Despite their historical differences, the global powers’ economic imaginaries have treated some capitalist dilemmas and contradictions in a similar way. For instance, in order to secure cost advantages at home and abroad, the US, Russia and China emphasised the importance of the wage as a cost of production. This meant that the US weakened collective labour power at home and moved its production abroad to low-wage countries. Russia used migrant labour from Central Asia to depress domestic wages and to be price competitive within the EEU. China maintained tight controls on wages to secure its export-growth strategy.

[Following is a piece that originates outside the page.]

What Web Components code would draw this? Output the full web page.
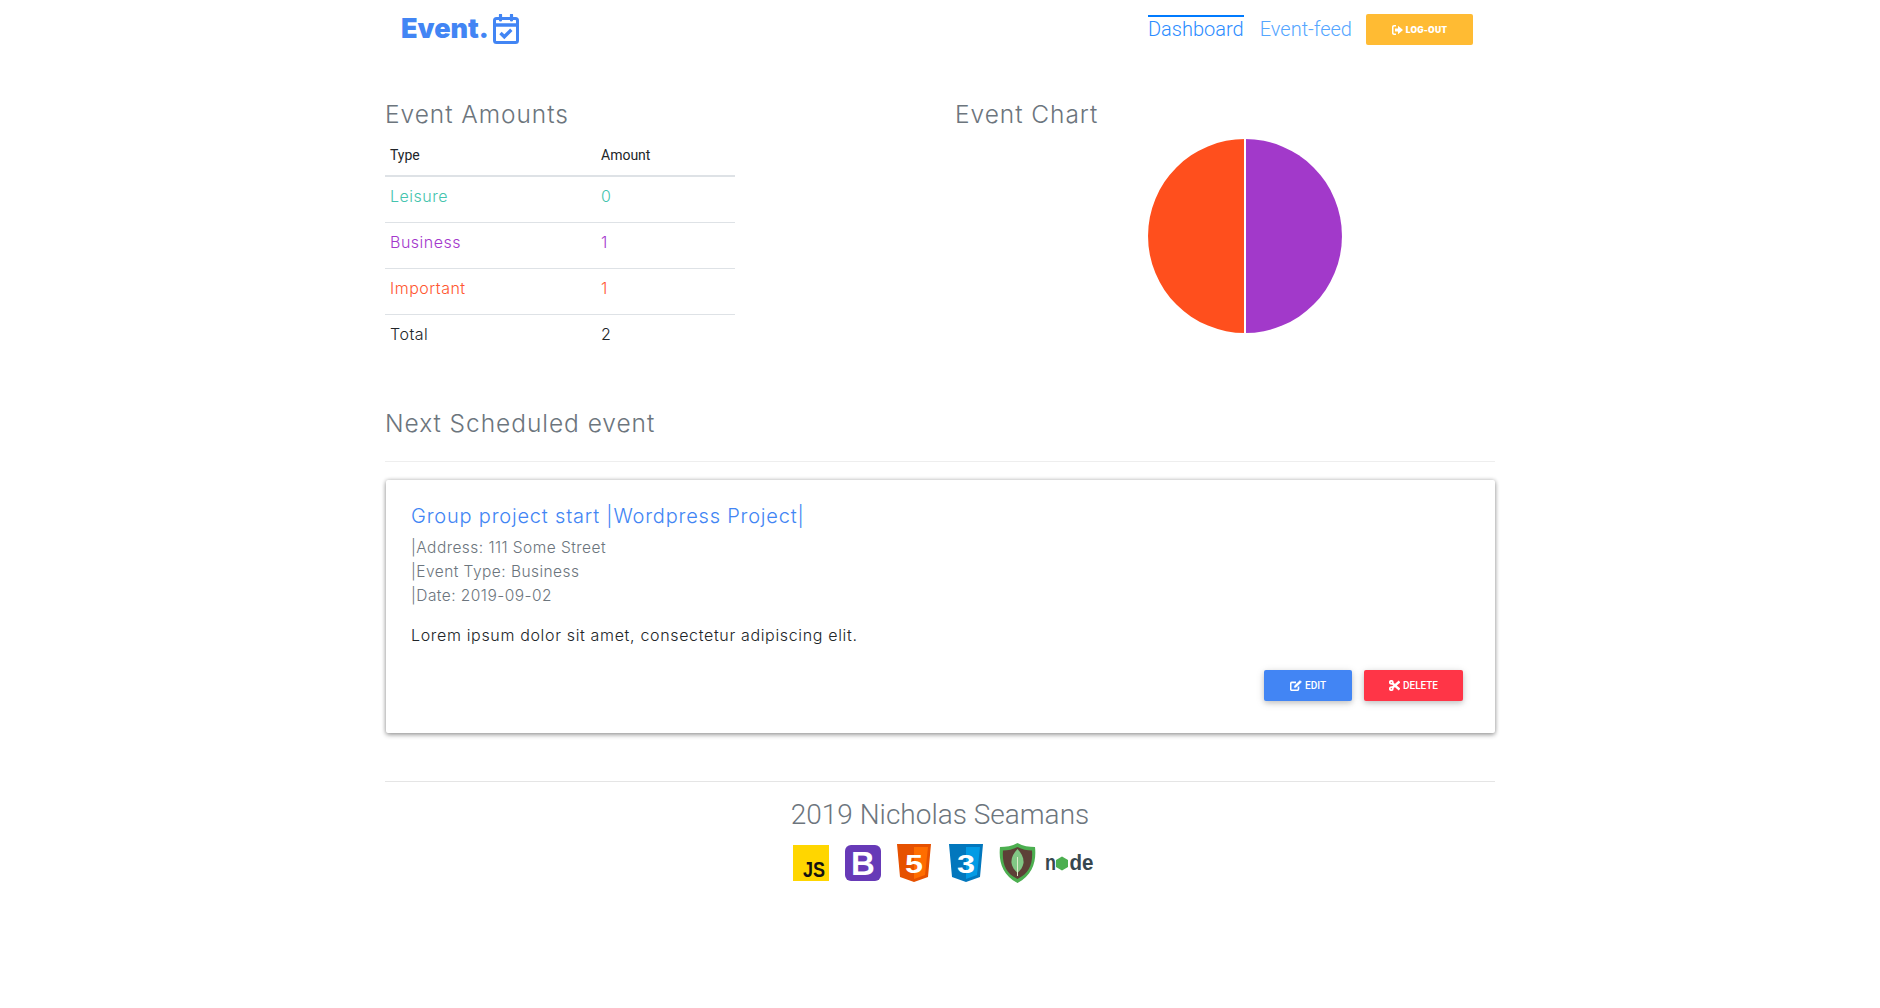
<!DOCTYPE html>
<html lang="en">
<head>
<meta charset="utf-8">
<title>Event.</title>
<style>
  html, body { margin: 0; padding: 0; background: #fff; }
  body { font-family: Inter, "Open Sans", sans-serif; color: #212529; }
</style>
</head>
<body>
<event-page>
  <top-bar slot="top"></top-bar>
  <section-title slot="left">Event Amounts</section-title>
  <amount-table slot="left"></amount-table>
  <section-title slot="right">Event Chart</section-title>
  <pie-chart slot="right"></pie-chart>
  <section-title slot="next">Next Scheduled event</section-title>
  <event-card slot="next">
    <span slot="title">Group project start |Wordpress Project|</span>
    <span slot="meta">|Address: 111 Some Street</span>
    <span slot="meta">|Event Type: Business</span>
    <span slot="meta">|Date: 2019-09-02</span>
    <span slot="body">Lorem ipsum dolor sit amet, consectetur adipiscing elit.</span>
  </event-card>
  <site-footer slot="foot">2019 Nicholas Seamans</site-footer>
</event-page>

<script>
class EventPage extends HTMLElement {
    constructor() {
        super();
        this.root = this.attachShadow({ mode: 'open' });
        this.root.innerHTML = `
            <style>
                :host { display: block; width: 1110px; margin: 0 auto; }
                .cols { display: grid; grid-template-columns: 540px 540px; column-gap: 30px; margin-top: 41px; height: 309px; }
                .next { display: block; }
            </style>
            <slot name="top"></slot>
            <div class="cols">
                <div><slot name="left"></slot></div>
                <div><slot name="right"></slot></div>
            </div>
            <div class="next"><slot name="next"></slot></div>
            <slot name="foot"></slot>
        `;
    }
}

class TopBar extends HTMLElement {
    constructor() {
        super();
        this.root = this.attachShadow({ mode: 'open' });
        this.root.innerHTML = `
            <style>
                :host { display: flex; align-items: center; justify-content: space-between; height: 59px; padding: 0 22px 0 16px; box-sizing: border-box; }
                .logo { display: flex; align-items: center; gap: 4px; color: #4285f4; font: 900 27px Inter, sans-serif; letter-spacing: 0; margin-top: -2px; }
                nav { display: flex; align-items: center; }
                a { font: 300 20px/24px Roboto, sans-serif; border-top: 2px solid transparent; color: #55a6ff; margin-top: -4px; }
                a.on { border-top-color: #007bff; color: #2b8cff; }
                a + a { margin-left: 16px; }
                button { margin-left: 14px; width: 107px; height: 31px; border: 0; border-radius: 2px; background: #ffbb33; color: #fff; font: 900 8.500px Inter, sans-serif; letter-spacing: .2px; display: flex; align-items: center; justify-content: center; gap: 3px; padding: 0; }
            </style>
            <div class="logo">Event.
                <svg width="26" height="30" viewBox="0 0 26 30" fill="none" stroke="#4285f4" stroke-width="3">
                    <rect x="1.500" y="4.500" width="23" height="24" rx="2"/>
                    <path d="M1.500 11h23" stroke-width="3.500"/>
                    <path d="M7.500 1v5M18.500 1v5" stroke-width="3.200" stroke-linecap="round"/>
                    <path d="M7.500 19l3.800 3.800 7-7" stroke-width="3.400"/>
                </svg>
            </div>
            <nav>
                <a class="on">Dashboard</a>
                <a>Event-feed</a>
                <button>
                    <svg width="11" height="10" viewBox="0 0 11 10" fill="#fff"><path d="M4 0H2C.9 0 0 .9 0 2v6c0 1.100.9 2 2 2h2V8.500H2.200c-.4 0-.7-.3-.7-.7V2.200c0-.4.3-.7.7-.7H4zM6 .8v2.700H3v3h3v2.700L11 5z"/></svg>
                    LOG-OUT
                </button>
            </nav>
        `;
    }
}

class SectionTitle extends HTMLElement {
    constructor() {
        super();
        this.root = this.attachShadow({ mode: 'open' });
        this.root.innerHTML = `
            <style>
                :host { display: block; font: 350 24.500px/29px Inter, sans-serif; letter-spacing: .95px; color: #6c757d; }
            </style>
            <slot></slot>
        `;
    }
}

class AmountTable extends HTMLElement {
    constructor() {
        super();
        this.root = this.attachShadow({ mode: 'open' });
        this.rows = [
            ['Leisure', '0', '#45c4ae'],
            ['Business', '1', '#a438cc'],
            ['Important', '1', '#ff5630'],
            ['Total', '2', '#212529']
        ];
        this.root.innerHTML = `
            <style>
                :host { display: block; width: 350px; margin-top: 7px; }
                .row { display: grid; grid-template-columns: 211px 1fr; padding: 0 0 8px 5px; height: 46px; box-sizing: border-box; align-items: center; border-top: 1px solid #dee2e6; font: 350 16px Inter, sans-serif; letter-spacing: .5px; }
                .head { height: 41px; border-top: 0; border-bottom: 2px solid #dee2e6; font: 400 14px Roboto, sans-serif; letter-spacing: 0; padding-bottom: 1px; }
            </style>
            <div class="row head"><span>Type</span><span>Amount</span></div>
            ${this.rows.map((r, i) => `<div class="row" style="color:${r[2]};${i == 0 ? 'border-top:0;height:45px' : ''}"><span>${r[0]}</span><span>${r[1]}</span></div>`).join('')}
        `;
    }
}

class PieChart extends HTMLElement {
    constructor() {
        super();
        this.root = this.attachShadow({ mode: 'open' });
        this.root.innerHTML = `
            <style>
                :host { display: block; margin: 10px 0 0 192px; width: 196px; height: 196px; }
                svg { display: block; }
            </style>
            <svg width="196" height="196" viewBox="0 0 196 196">
                <path d="M98 97V0A97 97 0 0 0 98 194z" fill="#ff4f1d"/>
                <path d="M98 97V0A97 97 0 0 1 98 194z" fill="#a239ca"/>
                <path d="M98 0v194" stroke="#fff" stroke-width="2"/>
            </svg>
        `;
    }
}

class EventCard extends HTMLElement {
    constructor() {
        super();
        this.root = this.attachShadow({ mode: 'open' });
        this.root.innerHTML = `
            <style>
                :host { display: block; }
                hr { border: 0; border-top: 1px solid #eeeeee; margin: 23px 0 18px; }
                .card { border-radius: 2px; box-shadow: 0 2px 5px rgba(0,0,0,.32), 0 0 4px rgba(0,0,0,.22); padding: 24px 32px 32px 25px; height: 253px; box-sizing: border-box; margin-left: 1px; }
                .title { font: 350 20px/24px Inter, sans-serif; letter-spacing: .8px; color: #4285f4; }
                .meta { margin-top: 8px; display: flex; flex-direction: column; font: 350 15.500px/24px Inter, sans-serif; letter-spacing: .45px; color: #6c757d; }
                .meta ::slotted(span) { display: block; }
                .body { margin-top: 15px; font: 350 16px/24px Inter, sans-serif; letter-spacing: .66px; color: #212529; }
                .actions { display: flex; justify-content: flex-end; gap: 12px; margin-top: 23px; }
                button { height: 31px; border: 0; border-radius: 2px; color: #fff; font: 500 10px Roboto, sans-serif; display: flex; align-items: center; justify-content: center; gap: 3px; padding: 0; box-shadow: 0 2px 5px rgba(0,0,0,.16), 0 2px 10px rgba(0,0,0,.12); }
                .edit { width: 88px; background: #4285f4; }
                .del { width: 99px; background: #ff3547; }
            </style>
            <hr>
            <div class="card">
                <div class="title"><slot name="title"></slot></div>
                <div class="meta"><slot name="meta"></slot></div>
                <div class="body"><slot name="body"></slot></div>
                <div class="actions">
                    <button class="edit">
                        <svg width="12" height="11" viewBox="0 0 12 11" fill="none" stroke="#fff" stroke-width="1.600"><path d="M8.500 6.500V9c0 .8-.5 1.300-1.300 1.300H2C1.200 10.300.7 9.800.7 9V3.700c0-.8.5-1.300 1.300-1.300h4"/><path d="M4.300 7.500V6L10 .4l1.600 1.600L5.700 7.500z" fill="#fff" stroke-width=".4"/></svg>
                        EDIT
                    </button>
                    <button class="del">
                        <svg width="11" height="11" viewBox="0 0 11 11" fill="none" stroke="#fff" stroke-width="1.800"><circle cx="2.300" cy="2.300" r="1.500"/><circle cx="2.300" cy="8.700" r="1.500"/><path d="M3.500 3.300L10.500 9.500M3.500 7.700L10.500 1.500" stroke-width="2.400"/></svg>
                        DELETE
                    </button>
                </div>
            </div>
        `;
    }
}

class SiteFooter extends HTMLElement {
    constructor() {
        super();
        this.root = this.attachShadow({ mode: 'open' });
        this.root.innerHTML = `
            <style>
                :host { display: block; text-align: center; }
                hr { border: 0; border-top: 1px solid #e5e5e5; margin: 48px 0 0; }
                h2 { margin: 16px 0 0; font: 300 28px/34px Roboto, sans-serif; color: #6c757d; }
                tech-icons { margin-top: 10px; }
            </style>
            <hr>
            <h2><slot></slot></h2>
            <tech-icons></tech-icons>
        `;
    }
}

class TechIcons extends HTMLElement {
    constructor() {
        super();
        this.root = this.attachShadow({ mode: 'open' });
        this.root.innerHTML = `
            <style>
                :host { display: flex; justify-content: center; align-items: center; height: 42px; padding-left: 6px; }
                svg { display: block; margin-left: 16px; overflow: visible; }
                svg:first-of-type { margin-left: 0; }
                .css { margin-left: 18px; }
                .node { margin-left: 9px; }
                text { font-family: "Liberation Sans", Arial, sans-serif; font-weight: 700; }
            </style>
            <svg width="36" height="36" viewBox="0 0 36 36">
                <rect width="36" height="36" fill="#ffd600"/>
                <text x="10" y="32" font-size="22" fill="#111" textLength="22" lengthAdjust="spacingAndGlyphs">JS</text>
            </svg>
            <svg width="36" height="36" viewBox="0 0 36 36">
                <rect width="36" height="36" rx="6" fill="#673ab7"/>
                <text x="18" y="30" text-anchor="middle" font-size="33" fill="#fff">B</text>
            </svg>
            <svg width="34" height="38" viewBox="0 0 34 38">
                <path d="M0 0h34l-3 33-14 5-14-5z" fill="#e65100"/>
                <path d="M17 3v32l11-4 3-28z" fill="#ff6d00"/>
                <text x="8" y="29" font-size="26" fill="#fff" textLength="18" lengthAdjust="spacingAndGlyphs">5</text>
            </svg>
            <svg class="css" width="34" height="38" viewBox="0 0 34 38">
                <path d="M0 0h34l-3 33-14 5-14-5z" fill="#0277bd"/>
                <path d="M17 3v32l11-4 3-28z" fill="#039be5"/>
                <text x="8" y="29" font-size="26" fill="#fff" textLength="18" lengthAdjust="spacingAndGlyphs">3</text>
            </svg>
            <svg width="37" height="40" viewBox="0 0 37 40">
                <path d="M18.500 0C24 3 30 4 36 4c1.500 14-2 28-17.500 36C3 32-.5 18 1 4c6 0 12-1 17.500-4z" fill="#4caf50"/>
                <path d="M18.500 4C23 6.500 28 7.500 33 7.500c1 12-2 23-14.500 28.500C6 30.500 3 19.500 4 7.500 9 7.500 14 6.500 18.500 4z" fill="#5d4037"/>
                <path d="M18.500 6c4 4 6.500 9 6 14-.5 4-3 7-6 10-3-3-5.500-6-6-10-.5-5 2-10 6-14z" fill="#81c784"/>
                <path d="M18 14h1v19h-1z" fill="#dcedc8"/>
            </svg>
            <svg class="node" width="49" height="32" viewBox="0 0 49 32">
                <text x="0" y="23" font-size="22" fill="#37474f" textLength="11" lengthAdjust="spacingAndGlyphs">n</text>
                <path d="M17 9.500l6 3.400v7.200l-6 3.400-6-3.400v-7.200z" fill="#4caf50"/>
                <text x="24.500" y="23" font-size="22" fill="#37474f" textLength="24" lengthAdjust="spacingAndGlyphs">de</text>
            </svg>
        `;
    }
}

customElements.define('tech-icons', TechIcons);
customElements.define('section-title', SectionTitle);
customElements.define('top-bar', TopBar);
customElements.define('amount-table', AmountTable);
customElements.define('pie-chart', PieChart);
customElements.define('event-card', EventCard);
customElements.define('site-footer', SiteFooter);
customElements.define('event-page', EventPage);
</script>
</body>
</html>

The economic imaginaries also highlighted the role of the state to secure internal and external conditions for the valorisation of capital. Their integration into the world economy and the global circuit of capital partly explains these similarities. While there were differences in their treatment of rentier activities and collective production, they recognised the importance of capital as an abstract value in motion.

The global powers’ economic imaginaries of Central Asia involved significant discursive, cultural and historical elements. The neoliberal discourse in the post-Soviet space was powerful, because market reforms were associated with broader economic and political values, such as choice, enterprise, individualism, freedom and pluralism. While Central Asia’s middle class groups found ideas of openness and competition attractive, the ruling elites were more cautious.

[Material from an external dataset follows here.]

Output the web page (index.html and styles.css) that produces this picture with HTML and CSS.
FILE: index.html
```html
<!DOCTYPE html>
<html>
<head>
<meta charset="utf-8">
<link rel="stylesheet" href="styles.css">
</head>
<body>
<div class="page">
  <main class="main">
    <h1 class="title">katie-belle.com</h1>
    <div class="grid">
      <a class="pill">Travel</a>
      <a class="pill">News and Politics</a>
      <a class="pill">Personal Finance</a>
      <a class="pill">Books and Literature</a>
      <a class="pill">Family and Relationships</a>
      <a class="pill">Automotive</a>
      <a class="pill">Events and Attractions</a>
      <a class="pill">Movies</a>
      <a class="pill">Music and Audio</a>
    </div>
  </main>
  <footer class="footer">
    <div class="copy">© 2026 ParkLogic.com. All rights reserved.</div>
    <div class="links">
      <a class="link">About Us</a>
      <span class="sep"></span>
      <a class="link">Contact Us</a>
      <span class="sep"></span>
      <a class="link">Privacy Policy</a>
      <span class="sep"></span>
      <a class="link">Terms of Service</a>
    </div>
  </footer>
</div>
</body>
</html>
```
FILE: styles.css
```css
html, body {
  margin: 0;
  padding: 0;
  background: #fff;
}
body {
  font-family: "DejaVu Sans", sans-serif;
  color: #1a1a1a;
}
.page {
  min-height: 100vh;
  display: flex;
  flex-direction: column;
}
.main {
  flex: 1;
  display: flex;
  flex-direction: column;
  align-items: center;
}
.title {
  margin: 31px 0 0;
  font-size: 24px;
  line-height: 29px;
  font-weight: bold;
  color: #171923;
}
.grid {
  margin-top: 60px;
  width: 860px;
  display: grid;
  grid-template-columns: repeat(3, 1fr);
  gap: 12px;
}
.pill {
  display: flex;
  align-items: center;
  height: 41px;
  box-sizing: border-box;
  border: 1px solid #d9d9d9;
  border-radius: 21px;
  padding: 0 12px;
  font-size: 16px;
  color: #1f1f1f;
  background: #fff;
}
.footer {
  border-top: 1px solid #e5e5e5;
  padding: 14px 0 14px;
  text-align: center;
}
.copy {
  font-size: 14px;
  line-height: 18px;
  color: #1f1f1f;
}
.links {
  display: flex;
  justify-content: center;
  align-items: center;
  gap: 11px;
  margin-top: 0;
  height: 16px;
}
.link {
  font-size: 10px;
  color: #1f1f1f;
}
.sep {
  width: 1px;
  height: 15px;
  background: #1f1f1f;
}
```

Despite ethnic and religious differences, EEU member countries had strong cultural, linguistic and symbolic ties, because of their shared Soviet history, though this also caused Central Asia countries to be wary of reproducing any remnant of the past. China re-invented the historical connections between China and Central Asia, by comparing the BRI to the Silk Road’s ancient network of trade routes. But a history of territorial disputes and Chinese persecution of Turkic ethnic groups such as the Uyghurs have shaped regional distrust of Chinese expansion.

The political legitimacy of global powers’ economic imaginaries, or social fixes, have not gone unchallenged, partly because of negative effects in Central Asia. For instance, neoliberalisation in Kyrgyzstan generated social discontent over foreign and elite acquisition of assets, predatory lending practices and household indebtedness. After entering the EEU, both Kazakhstan and Kyrgyzstan experienced economic difficulties. Households either bought inferior Russian commodities or paid higher prices for non-EEU goods. Some Chinese-financed projects were embroiled in controversies over Central Asian kleptocracy. For example, Tajikistan’s ruling elites were accused of fraud when they transformed a BRI highway project into a toll road.